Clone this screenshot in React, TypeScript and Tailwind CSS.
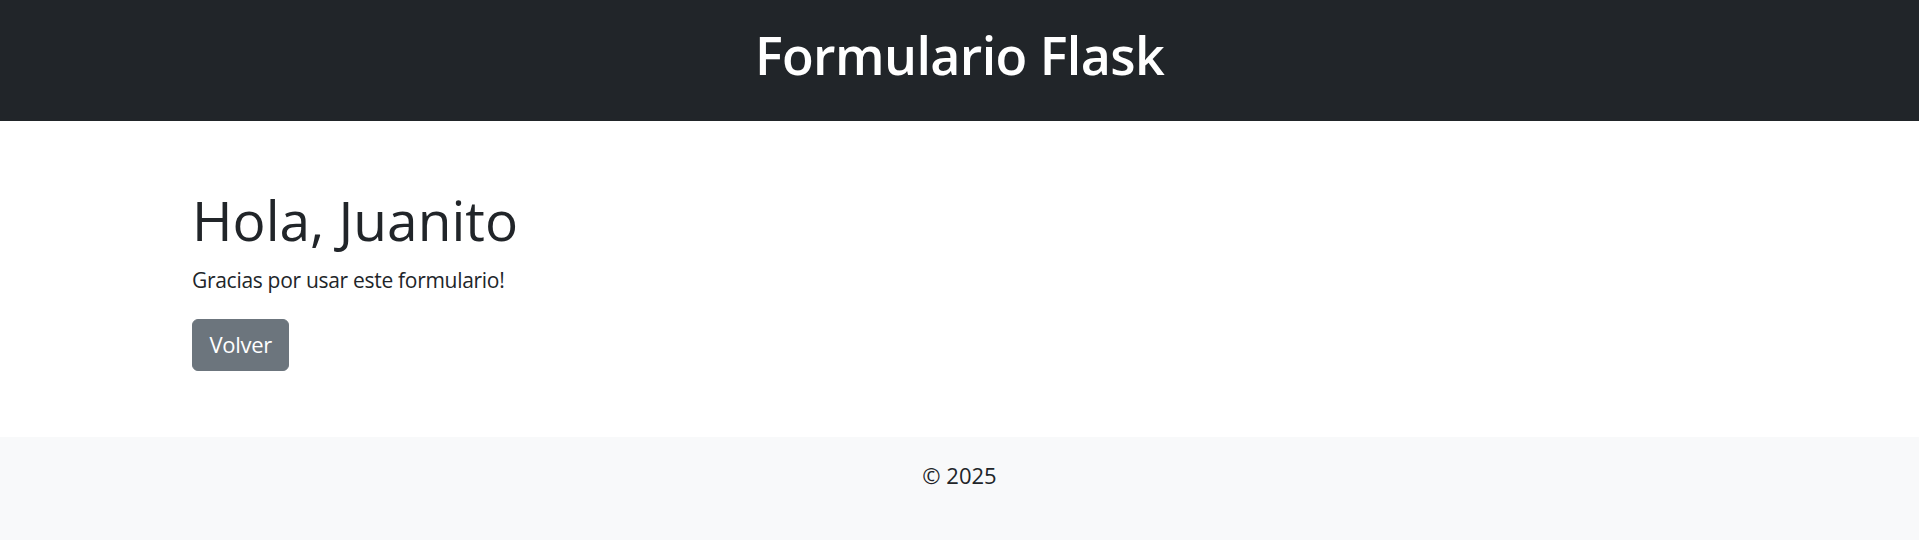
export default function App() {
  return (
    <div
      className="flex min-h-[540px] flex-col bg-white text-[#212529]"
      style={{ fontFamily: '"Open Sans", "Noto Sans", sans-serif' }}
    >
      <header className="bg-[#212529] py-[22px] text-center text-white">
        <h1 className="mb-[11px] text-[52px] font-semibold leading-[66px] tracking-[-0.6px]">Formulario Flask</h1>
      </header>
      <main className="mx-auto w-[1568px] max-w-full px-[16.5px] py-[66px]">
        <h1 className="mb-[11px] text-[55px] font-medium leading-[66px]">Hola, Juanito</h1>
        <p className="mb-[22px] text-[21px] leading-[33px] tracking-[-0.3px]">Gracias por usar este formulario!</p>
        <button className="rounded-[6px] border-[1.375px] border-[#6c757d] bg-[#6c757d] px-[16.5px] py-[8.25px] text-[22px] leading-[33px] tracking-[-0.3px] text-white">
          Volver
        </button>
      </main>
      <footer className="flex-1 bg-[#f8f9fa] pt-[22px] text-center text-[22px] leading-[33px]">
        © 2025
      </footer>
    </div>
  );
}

__________________________________________________

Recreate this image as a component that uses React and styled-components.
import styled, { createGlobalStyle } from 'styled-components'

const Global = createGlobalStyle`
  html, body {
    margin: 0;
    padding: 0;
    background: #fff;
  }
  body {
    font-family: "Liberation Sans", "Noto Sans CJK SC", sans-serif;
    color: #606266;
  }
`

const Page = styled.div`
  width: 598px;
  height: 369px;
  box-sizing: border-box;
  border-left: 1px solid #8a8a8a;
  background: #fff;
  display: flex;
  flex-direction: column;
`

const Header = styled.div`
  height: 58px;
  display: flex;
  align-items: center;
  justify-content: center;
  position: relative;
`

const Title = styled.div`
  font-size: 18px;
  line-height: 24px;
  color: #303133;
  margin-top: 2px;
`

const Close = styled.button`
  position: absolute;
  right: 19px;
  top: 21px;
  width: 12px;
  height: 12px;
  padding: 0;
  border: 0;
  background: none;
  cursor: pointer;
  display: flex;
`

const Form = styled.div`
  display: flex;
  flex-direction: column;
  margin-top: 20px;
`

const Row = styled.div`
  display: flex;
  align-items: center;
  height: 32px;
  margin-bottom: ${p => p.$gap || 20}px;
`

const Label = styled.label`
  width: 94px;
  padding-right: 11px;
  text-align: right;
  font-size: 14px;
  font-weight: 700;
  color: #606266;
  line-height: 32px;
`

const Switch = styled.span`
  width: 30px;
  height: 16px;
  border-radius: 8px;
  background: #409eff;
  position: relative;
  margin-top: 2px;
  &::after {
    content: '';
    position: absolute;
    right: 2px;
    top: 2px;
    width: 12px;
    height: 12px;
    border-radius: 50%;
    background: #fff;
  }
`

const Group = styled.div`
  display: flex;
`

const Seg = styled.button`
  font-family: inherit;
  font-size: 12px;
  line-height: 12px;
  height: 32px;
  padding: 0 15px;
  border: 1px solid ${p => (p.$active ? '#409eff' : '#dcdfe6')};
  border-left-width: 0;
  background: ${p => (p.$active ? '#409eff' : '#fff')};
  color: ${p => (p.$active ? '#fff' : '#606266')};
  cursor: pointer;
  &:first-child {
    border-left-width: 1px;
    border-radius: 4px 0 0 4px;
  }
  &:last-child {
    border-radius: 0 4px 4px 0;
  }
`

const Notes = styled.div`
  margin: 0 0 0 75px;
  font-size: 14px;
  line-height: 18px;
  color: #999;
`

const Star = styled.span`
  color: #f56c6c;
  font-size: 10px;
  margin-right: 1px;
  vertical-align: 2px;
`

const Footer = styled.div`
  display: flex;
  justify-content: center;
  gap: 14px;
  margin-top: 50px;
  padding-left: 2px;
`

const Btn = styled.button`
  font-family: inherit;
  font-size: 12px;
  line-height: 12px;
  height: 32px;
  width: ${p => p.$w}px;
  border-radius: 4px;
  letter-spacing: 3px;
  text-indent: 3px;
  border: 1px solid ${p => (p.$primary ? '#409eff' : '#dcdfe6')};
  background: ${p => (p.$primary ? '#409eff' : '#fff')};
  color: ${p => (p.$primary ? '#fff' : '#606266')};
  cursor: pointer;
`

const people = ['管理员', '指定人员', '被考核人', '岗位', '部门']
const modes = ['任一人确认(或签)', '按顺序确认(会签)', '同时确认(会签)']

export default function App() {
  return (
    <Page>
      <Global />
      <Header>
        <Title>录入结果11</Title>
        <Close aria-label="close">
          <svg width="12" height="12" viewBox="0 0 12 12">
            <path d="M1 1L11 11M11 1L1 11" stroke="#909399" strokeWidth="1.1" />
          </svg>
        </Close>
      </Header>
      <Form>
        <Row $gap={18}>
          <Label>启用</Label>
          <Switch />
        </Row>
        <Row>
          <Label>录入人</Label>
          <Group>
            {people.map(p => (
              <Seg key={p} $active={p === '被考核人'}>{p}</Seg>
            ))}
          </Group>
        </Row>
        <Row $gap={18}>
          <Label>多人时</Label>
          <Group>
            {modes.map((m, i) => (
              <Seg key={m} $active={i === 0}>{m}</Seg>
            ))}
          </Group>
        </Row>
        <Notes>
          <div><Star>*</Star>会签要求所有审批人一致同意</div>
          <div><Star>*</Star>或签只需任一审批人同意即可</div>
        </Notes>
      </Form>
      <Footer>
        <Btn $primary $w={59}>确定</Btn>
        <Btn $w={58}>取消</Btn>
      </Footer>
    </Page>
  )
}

__________________________________________________

* [TASK STATEMENT]: Work out how many lines of the data hold the string "this". Reply with that number alone.

* [WRITTEN SOLUTION]: 2